Level 4 restrictions will remain in force in areas where infection rates are highest, including some of the main cities.
“We’re now preparing for a further easing of the lockdown and a gradual opening of our economy,” Ramaphosa said. “If we lift the lockdown too abruptly and too quickly, we risk a rapid and unmanageable surge in infections. We will therefore continue to proceed cautiously, informed by the best available evidence.”
The authorities have faced mounting criticism that some lockdown rules are nonsensical, have no bearing on the fight against the virus and have caused undue harm to the country.
The government will announce changes to level 4 regulations to expand permitted business activities and e-commerce, and reduce restrictions on exercise, Ramaphosa said.
Business for South Africa, a group of business organizations, has warned that 4 million jobs will be placed at risk and the economy could contract 16% this year if the easing of lockdown rules isn’t accelerated.
The government initially imposed a 21-day lockdown on March 27 to curb the spread of the virus, later extending it by two weeks.
Enforced by the police and military, it only allowed people to leave their homes to buy food, collect welfare grants and seek medical care — unless they provided essential services.
While the severity of the lockdown was adjusted from the maximum level 5 to level 4 on May 1, allowing commerce to resume, many businesses remain partially or completely shut.
“Despite its duration and its severity, the lockdown that we’ve imposed was absolutely necessary,” Ramaphosa said. “Without the lockdown, the number of coronavirus infections would have soared uncontrollably. Our health facilities would have been overwhelmed and many thousands of South African would have died.”
While South Africa’s 12,074 confirmed coronavirus infections and 219 fatalities are low compared with nations such as the U.S., Spain and Italy, the number of cases has risen over recent weeks as testing and screening increased. The government expects infections to peak in August or September.

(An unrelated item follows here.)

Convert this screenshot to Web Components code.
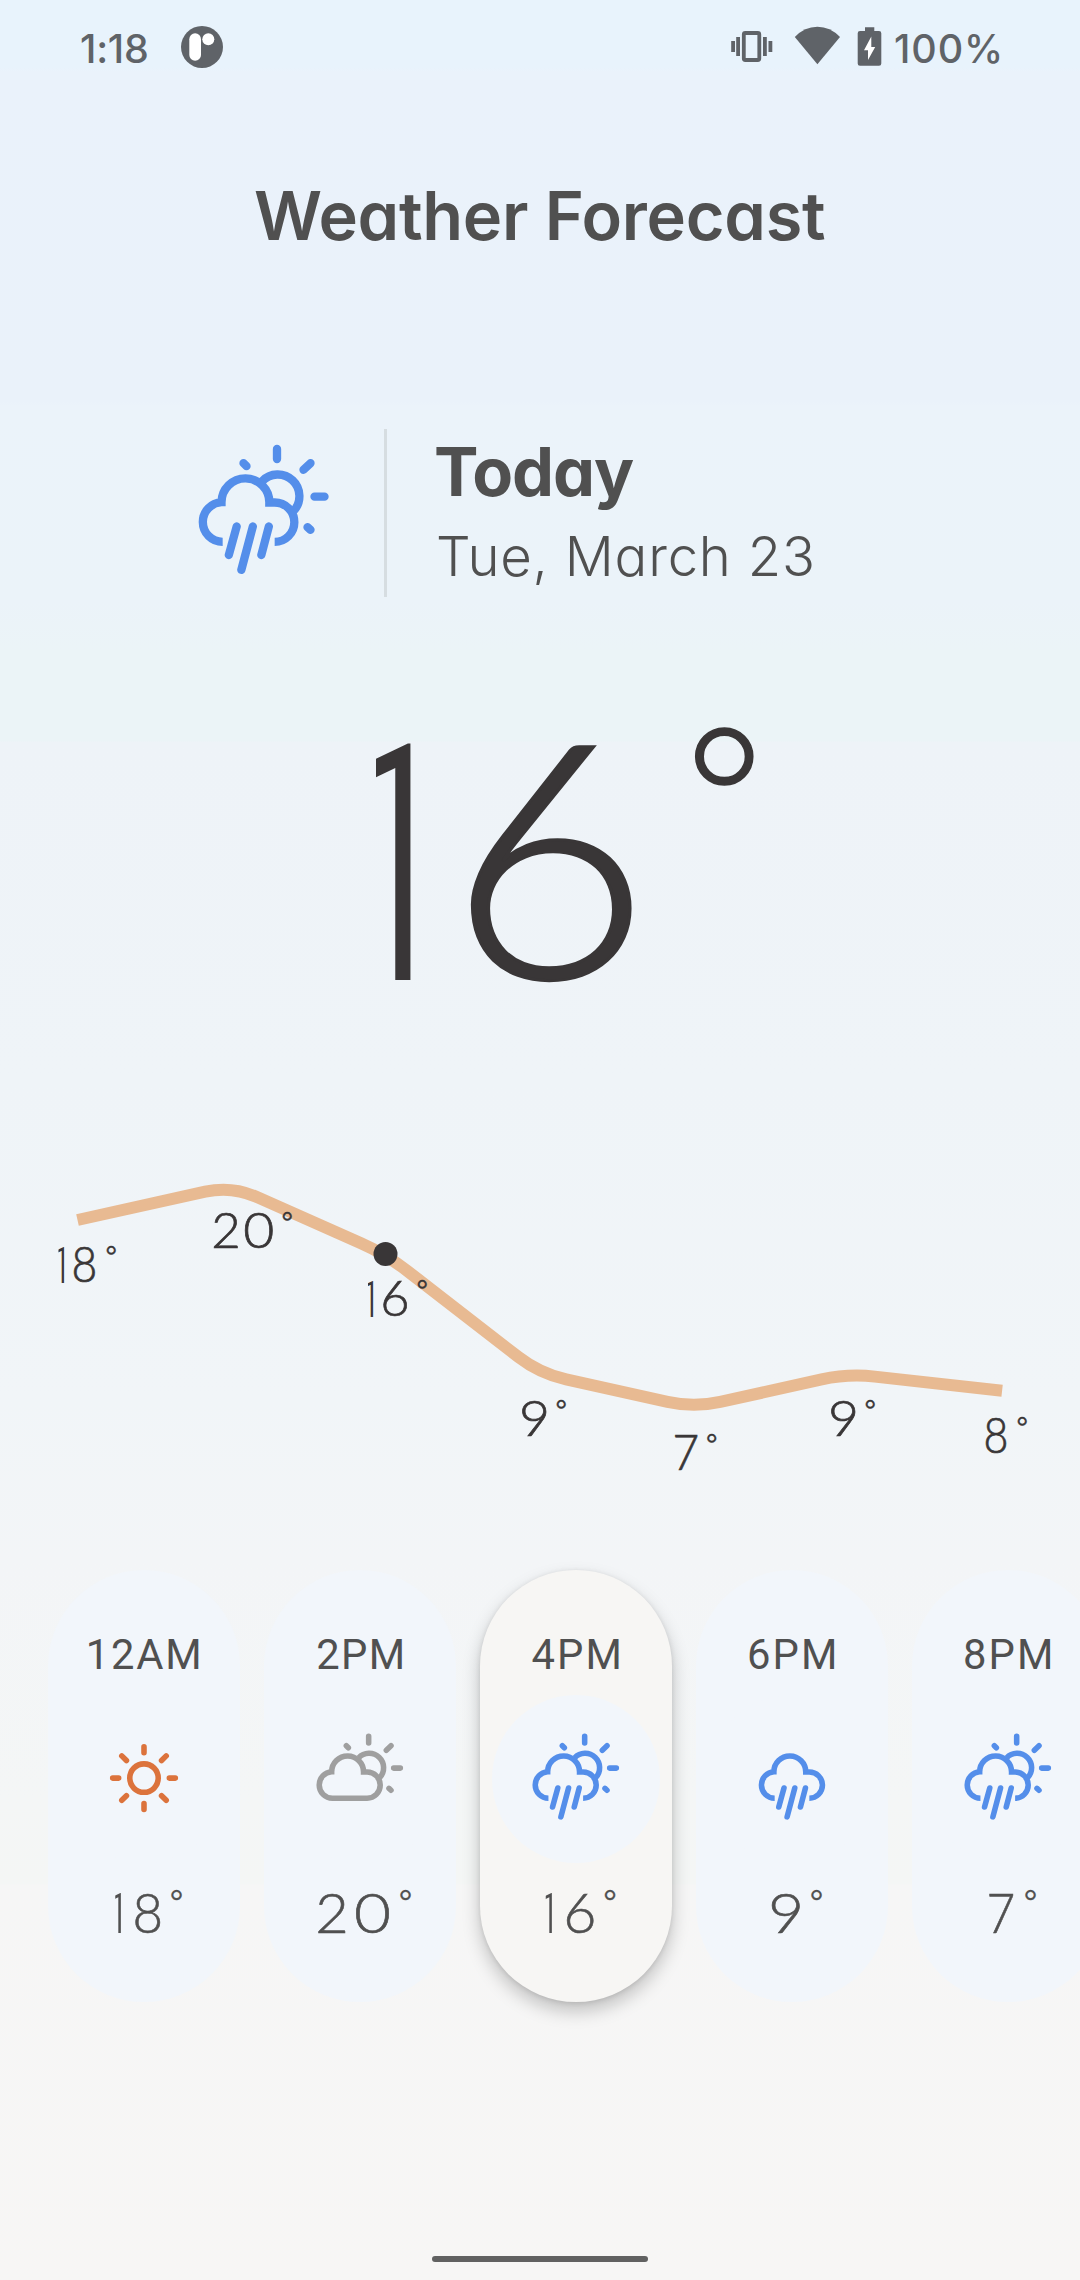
<!DOCTYPE html>
<html lang="en">
<head>
<meta charset="utf-8">
<title>Weather Forecast</title>
<style>
html,body{margin:0;padding:0}
body{width:1080px;height:2280px;overflow:hidden;font-family:Inter,"Open Sans","Liberation Sans",sans-serif;color:#505050}
</style>
</head>
<body>
<weather-app></weather-app>
<script>
const ctx = document.createElement('canvas').getContext('2d');
const measure = (s, weight, px, family) => { ctx.font = `${weight} ${px}px ${family}`; return ctx.measureText(s); };

/* A line of text whose box is its ink: `cap` is the height of the capitals, `w` the width of the ink. */
class InkText extends HTMLElement {
  connectedCallback() {
    const root = this.attachShadow({mode: 'open'});
    root.innerHTML = `<style>
      :host{display:block;flex:none;white-space:nowrap}
      span{display:block;width:max-content;font-feature-settings:"cv11","cv03","cv04"}
    </style><span><slot></slot></span>`;
    const text = this.textContent, span = root.querySelector('span');
    const weight = this.getAttribute('weight') || '400';
    const family = this.getAttribute('family') || getComputedStyle(this).fontFamily;
    const w = +this.getAttribute('w');
    const ring = text === '°';
    let px;
    if (ring) {
      const m = measure(text, weight, 1000, family);
      px = 1000 * w / (m.actualBoundingBoxLeft + m.actualBoundingBoxRight);
    } else px = 1000 * this.getAttribute('cap') / measure('H', weight, 1000, family).actualBoundingBoxAscent;
    const m = measure(text, weight, px, family);
    const H = ring ? w : +this.getAttribute('cap');
    Object.assign(span.style, {fontFamily: family, fontWeight: weight, fontSize: px + 'px', lineHeight: H + 'px'});
    this.style.width = w + 'px';
    this.style.height = H + 'px';
    const ink = span.getBoundingClientRect().width + m.actualBoundingBoxLeft - (m.width - m.actualBoundingBoxRight);
    const n = text.length - 1;
    if (n) span.style.letterSpacing = (w - ink) / n + 'px';
    const base = (H + m.fontBoundingBoxAscent - m.fontBoundingBoxDescent) / 2;
    const y = ring ? m.actualBoundingBoxAscent - base : H - base;
    span.style.transform = `translate(${m.actualBoundingBoxLeft}px,${y}px)`;
  }
}
customElements.define('ink-text', InkText);

/* Wide geometric digits with a raised degree ring. Widths are fractions of the digit height;
   the flag of the 1 is cut to a short stub by its box. */
const DIGIT = {0: .83, 1: .15, 2: .7, 6: .694, 7: .63, 8: .64, 9: .71};
class TempValue extends HTMLElement {
  connectedCallback() {
    const a = n => this.getAttribute(n);
    const cap = +a('cap'), w = +a('w'), bold = +a('stroke'), digits = [...a('value')];
    const inks = digits.map(c => digits.length > 1 ? DIGIT[c] * cap : w);
    const gap = digits.length > 1 ? (w - inks.reduce((s, x) => s + x)) / (digits.length - 1) : 0;
    const glyphs = digits.map((c, i) => {
      const one = c === '1';
      const family = one ? 'Roboto, sans-serif' : 'Lato, sans-serif';
      const weight = 300;
      const stroke = one ? 0 : bold;
      const px = 1000 * (cap - stroke) / measure('7', weight, 1000, family).actualBoundingBoxAscent;
      const m = measure(c, weight, px, family);
      const target = one ? .29 * cap : inks[i] - bold;
      const sx = target / (m.actualBoundingBoxLeft + m.actualBoundingBoxRight);
      const base = (cap + m.fontBoundingBoxAscent - m.fontBoundingBoxDescent) / 2;
      const tx = m.actualBoundingBoxLeft * sx + (one ? inks[i] - target : bold / 2);
      return `<span class="box${one ? ' one' : ''}" style="width:${inks[i]}px;margin-left:${i ? gap : 0}px"><span class="g" style="font:${weight} ${px}px/${cap}px ${family};-webkit-text-stroke:${stroke}px;transform:translate(${tx}px,${cap - base - stroke / 2}px) scaleX(${sx})">${c}</span></span>`;
    }).join('');
    this.attachShadow({mode: 'open'}).innerHTML = `<style>
      :host{display:flex;align-items:flex-start;gap:${a('gap')}px}
      .num{display:block;flex:none;width:${w}px;height:${cap}px;line-height:${cap}px;font-size:0;white-space:nowrap}
      .box{display:inline-block;height:${cap}px;vertical-align:top}
      .one{clip-path:inset(-1px -1px -1px 0)}
      .g{display:inline-block;vertical-align:top;transform-origin:0 0}
      .deg{margin-top:-${a('rise')}px;-webkit-text-stroke:${a('ring-stroke')}px}
    </style>
    <span class="num">${glyphs}</span>
    <ink-text class="deg" w="${a('ring')}" weight="${a('ring-weight')}">°</ink-text>`;
  }
}
customElements.define('temp-value', TempValue);

class WeatherIcon extends HTMLElement {
  connectedCallback() {
    const cloudTop = 'A59.5 59.5 0 0 1 69.5 366A59.5 59.5 0 0 1 125.5 306.600A71.5 71.5 0 0 1 269 307.5L285 307.5A59 59 0 0 1 285 425.5';
    const cloud = `<path d="M129 425.5${cloudTop}"/>`;
    const rain = '<path class="r" d="M171 379.5L147.5 465M219.500 379.500L185 509.500M267.500 379.500L245 465"/>';
    const sun = '<path d="M247 243.800A64.500 64.500 0 0 1 341.500 333"/><path class="r" d="M292 147V177M191.500 189.500L200.500 198.500M392.500 189.500L371.500 209.500M404.500 290H434.500M383.500 381.500L392.500 389.500"/>';
    const art = {
      'sun-rain': cloud + sun + rain,
      'rain': `<g transform="translate(46)">${cloud}${rain}</g>`,
      'sun-cloud': `<path d="M129 425.5${cloudTop}Z"/>` + sun,
      'sun': '<g transform="translate(253 335)"><circle r="64"/><path class="r" d="M0-141V-114M0 141V114M-141 0H-114M141 0H114M-100-100L-79-79M100-100L79-79M-100 100L-79 79M100 100L79 79"/></g>'
    }[this.getAttribute('kind')];
    this.attachShadow({mode: 'open'}).innerHTML = `<style>
      :host{display:block;flex:none;width:96px;height:96px;color:#548eea}
      :host([tone=orange]){color:#dc733c}
      :host([tone=grey]){color:#9f9f9f}
      :host([large]){width:144px;height:144px}
      svg{display:block;width:100%;height:100%;fill:none;stroke:currentColor;stroke-width:25}
      .r{stroke-linecap:round}
    </style><svg viewBox="37 123 432 432">${art}</svg>`;
  }
}
customElements.define('weather-icon', WeatherIcon);

class StatusBar extends HTMLElement {
  connectedCallback() {
    this.attachShadow({mode: 'open'}).innerHTML = `<style>
      :host{display:flex;align-items:flex-start;height:96px;padding:0 80px 0 81px;box-sizing:border-box;color:#5f6368}
      ink-text{margin-top:34px}
      svg{display:block;flex:none;height:96px;fill:currentColor}
      .grow{flex:1}
    </style>
    <ink-text cap="29" w="66" weight="500">1:18</ink-text>
    <svg width="82" viewBox="147 0 82 96"><circle cx="202" cy="47" r="21"/><rect x="189.300" y="33.300" width="11.700" height="27.500" rx="5.850" fill="#fff"/><circle cx="208.300" cy="39.300" r="6" fill="#fff"/></svg>
    <div class="grow"></div>
    <svg width="170" viewBox="725 0 170 96">
      <rect x="743.800" y="33" width="15.500" height="27" rx="1.500" fill="none" stroke="currentColor" stroke-width="3.800"/>
      <path d="M736.200 37h3.800v19h-3.800zM731.200 41h3.800v11h-3.800zM763 37h3.800v19H763zM768.500 41h3.800v11h-3.800z"/>
      <path d="M794.800 37Q804.500 26.700 817.400 26.700T840 37L817.400 64.300Z"/>
      <path d="M865 31V27.300h9.300V31H879q2.300 0 2.300 2.300V63.500q0 2.300-2.300 2.300H860q-2.300 0-2.300-2.300V33.300q0-2.300 2.300-2.300z"/>
      <path fill="#fff" d="M871.300 36.500L864 50.300H868V60L875.200 47H871.300Z"/>
    </svg>
    <ink-text cap="29" w="105" weight="450">100%</ink-text>`;
  }
}
customElements.define('status-bar', StatusBar);

class TodayPanel extends HTMLElement {
  connectedCallback() {
    this.attachShadow({mode: 'open'}).innerHTML = `<style>
      :host{display:flex;align-items:flex-start;height:168px;padding-left:192px}
      weather-icon{margin-top:12px}
      .bar{width:3px;height:168px;background:#d6dde1;margin:0 49px 0 48px}
      .text{display:flex;flex-direction:column;gap:40px;padding-top:18px}
      .date{margin-left:2px}
    </style>
    <weather-icon kind="sun-rain" large></weather-icon>
    <div class="bar"></div>
    <div class="text">
      <ink-text cap="49" w="198" weight="700">Today</ink-text>
      <ink-text class="date" cap="40" w="374" weight="300">Tue, March 23</ink-text>
    </div>`;
  }
}
customElements.define('today-panel', TodayPanel);

class TempChart extends HTMLElement {
  connectedCallback() {
    const pts = [18, 20, 16, 9, 7, 9, 8].map((t, i) => [77.5 + i * 154.1, 1220 + (18 - t) * 17.07 - 1150]);
    const cut = 27;
    let d = `M${pts[0]}`;
    for (let i = 1; i < pts.length - 1; i++) {
      const p = pts[i], toward = q => {
        const l = Math.hypot(q[0] - p[0], q[1] - p[1]);
        return [p[0] + (q[0] - p[0]) * cut / l, p[1] + (q[1] - p[1]) * cut / l];
      };
      d += `L${toward(pts[i - 1])}Q${p} ${toward(pts[i + 1])}`;
    }
    d += `L${pts[6]}`;
    const labels = [[18,58.500,98,37.500,10],[20,212.500,64,60.500,9],[16,368,132,40,9],[9,522,252,25,9],[7,675,286,22.500,9],[9,831,252,25,9],[8,985,269,22,10]];
    this.attachShadow({mode: 'open'}).innerHTML = `<style>
      :host{display:block;position:relative;height:340px;color:#393637}
      svg{display:block}
      temp-value{position:absolute}
    </style>
    <svg width="1080" height="340" viewBox="0 0 1080 340"><path d="${d}" fill="none" stroke="#e8ba92" stroke-width="12"/><circle cx="385.500" cy="104" r="12" fill="#393637"/></svg>
    ${labels.map(([v, x, y, w, g]) => `<temp-value style="left:${x}px;top:${y}px" value="${v}" cap="35.500" w="${w}" gap="${g}" stroke=".7" ring="9" ring-stroke=".4" rise="2" ring-weight="300"></temp-value>`).join('')}`;
  }
}
customElements.define('temp-chart', TempChart);

class HourCard extends HTMLElement {
  connectedCallback() {
    const a = n => this.getAttribute(n);
    this.attachShadow({mode: 'open'}).innerHTML = `<style>
      :host{display:flex;flex-direction:column;align-items:center;flex:none;box-sizing:border-box;width:192px;height:432px;padding-top:69px;border-radius:96px;background:#f2f6fb}
      :host([active]){background:#f7f6f4;box-shadow:0 9px 18px rgba(0,0,0,.22),0 1px 5px rgba(0,0,0,.1)}
      .disc{display:flex;align-items:center;justify-content:center;width:168px;height:168px;border-radius:50%;background:#f2f6fb;margin:26px 0 30px}
      .time{margin-right:1px}
      temp-value{padding-left:9px}
    </style>
    <ink-text class="time" cap="30" w="${a('tw')}" weight="400" family="Roboto, sans-serif">${a('time')}</ink-text>
    <div class="disc"><weather-icon kind="${a('icon')}" tone="${a('tone') || ''}"></weather-icon></div>
    <temp-value value="${a('temp')}" cap="40" w="${a('w')}" gap="11" stroke=".6" ring="10.500" ring-stroke=".3" rise="2" ring-weight="300"></temp-value>`;
  }
}
customElements.define('hour-card', HourCard);

class WeatherApp extends HTMLElement {
  connectedCallback() {
    this.attachShadow({mode: 'open'}).innerHTML = `<style>
      :host{display:flex;flex-direction:column;width:1080px;height:2280px;overflow:hidden;
        background:linear-gradient(#e8f3fc 0,#e8f3fc 68px,#eaf2fb 72px,#eaf2fa 402px,#ebf3fa 405px,#ebf3f9 600px,#ebf4f7 650px,#ebf4f7 741px,#eef3f8 742px,#eff4f8 1080px,#f1f5f8 1400px,#f3f5f7 1560px,#f4f6f6 1800px,#f4f6f5 1884px,#f6f6f6 1885px,#f7f6f5 2280px)}
      .title{margin:95px 0 0 255px}
      today-panel{margin-top:189px}
      .now{color:#393637;margin:145px 0 0 376px}
      temp-chart{margin-top:170px}
      .hours{display:flex;gap:24px;padding-left:48px;margin-top:80px}
      .home{width:216px;height:6px;border-radius:3px;background:#616161;margin:254px auto 0}
    </style>
    <status-bar></status-bar>
    <ink-text class="title" cap="49" w="570" weight="600">Weather Forecast</ink-text>
    <today-panel></today-panel>
    <temp-value class="now" value="16" cap="238" w="258" gap="61" stroke="3" ring="61" ring-stroke="1.500" rise="14" ring-weight="200"></temp-value>
    <temp-chart></temp-chart>
    <div class="hours">
      <hour-card time="12AM" tw="109.500" icon="sun" tone="orange" temp="18" w="45"></hour-card>
      <hour-card time="2PM" tw="84.500" icon="sun-cloud" tone="grey" temp="20" w="71"></hour-card>
      <hour-card active time="4PM" tw="86" icon="sun-rain" temp="16" w="48"></hour-card>
      <hour-card time="6PM" tw="85" icon="rain" temp="9" w="29"></hour-card>
      <hour-card time="8PM" tw="85" icon="sun-rain" temp="7" w="25"></hour-card>
    </div>
    <div class="home"></div>`;
  }
}
customElements.define('weather-app', WeatherApp);
</script>
</body>
</html>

The administration has been weighing concerns about a surge in cases against worries about a spiraling unemployment rate, which stood at 29% before the virus hit, and a spike in the number of people seeking food aid.
The president last month announced a 500 billion-rand ($27 billion) support package aimed at reigniting growth and supporting those worst affected by the lockdown.
The government is working on the next phase of its economic response to the crisis and the Cabinet will announce the outcome of its discussions once they’ve been completed, he said on Wednesday.
Ramaphosa’s speech contained little of substance, said John Steenhuisen, acting leader of the main opposition Democratic Alliance.
“Essentially, he doubled down on what has been a tragically flawed approach that has wreaked catastrophic, unnecessary and possibly irreparable damage to our country,” Steenhuisen said in a statement. “South Africa’s economy and society must be opened up now, to save lives and livelihoods from all types of risks, not just Covid.”
Key Ramaphosa quotes:
- “The best current estimate is that without the lockdown and the other measures we have taken, at least 80,000 South Africans could have been infected by now and the death toll could have been at least eight times higher than it is.”
- “Our field workers have now screened over 9 million people, and we have conducted nearly 370,000 coronavirus tests.”
- “We have been able to strengthen the capacity of our health system and to put in place wide-ranging public health programs to better manage the inevitable increase in infections. We now have nearly 25,000 additional beds available for quarantine.”
- “I wish to express our appreciation to the government and the people of the United States for the donation of 1,000 ventilators.”